This holiday season most of us are fortunate to have friends and family surrounding us.
However, we shouldn’t forget, as you have seen day after day on the TV newscasts, that many people throughout the world, and particularly in the Middle East, are running for their lives to escape war — a war that is fought not so much for gains in land but by one religious group against another.
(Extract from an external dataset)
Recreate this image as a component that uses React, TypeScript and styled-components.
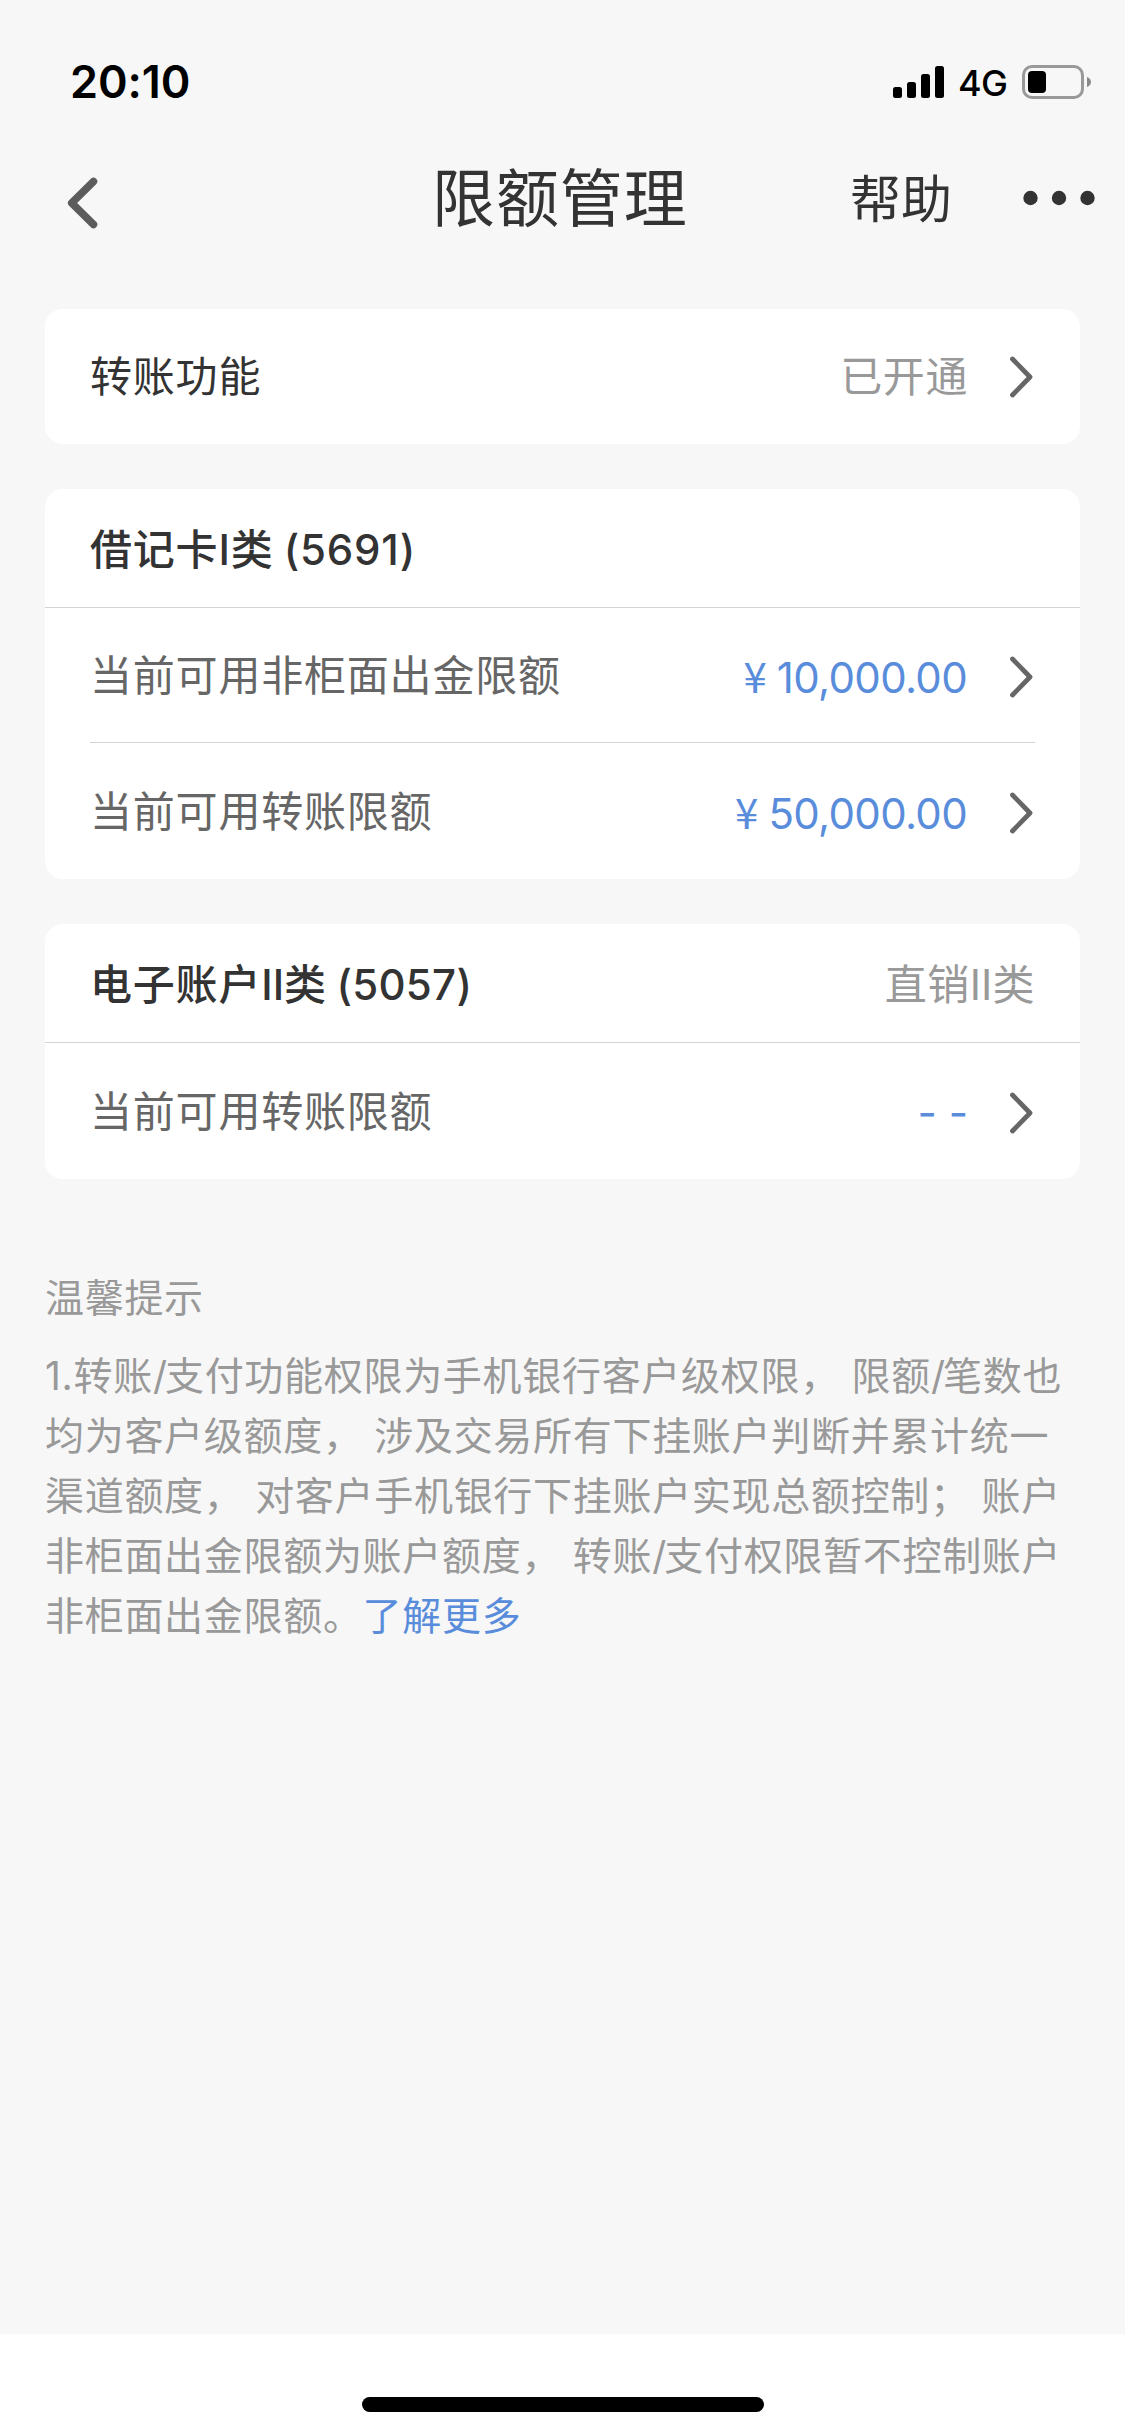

In Palestine/Israel the occupation continues and the only thing that the Palestinians will be celebrating is another season under the control of the Israeli government. More than any other festivity, Palestinians commemorate their Day of Catastrophe, (Nakba). It is a commemoration, not a celebration, of the displacement that preceded and followed the Israeli Declaration of Independence in 1948 when over 700,000 Palestinians fled or were expelled from hundreds of towns and villages that were destroyed in a one-sided “war” by Israeli armed forces.
I’m a member of the American Jewish Voice for Peace, mostly Jewish university students, who want to see a two-state solution to the Palestine situation. This now appears to be impossible as Pres. Netanyahu pushes to populate former Palestinian lands with ever more Jewish-only settlements.
Israel has ignored UN resolutions to remove Jewish settlers from Palestinian lands and revert to the borders at the time of the 1967 war. More and more Jewish settlements are built every day despite being illegal. Meanwhile any homes that Palestinians build are deemed unlawful and bulldozers immediately come and destroy them.
It truly is a catastrophe every day for the Palestinians living under Israeli occupation (as well as those pushed into refugee camps in neighbouring countries — where they have been encamped for 68 years). I apologize for the history lesson, but we need to take the time to think about the people in this world who don’t have homes in which to celebrate with their families.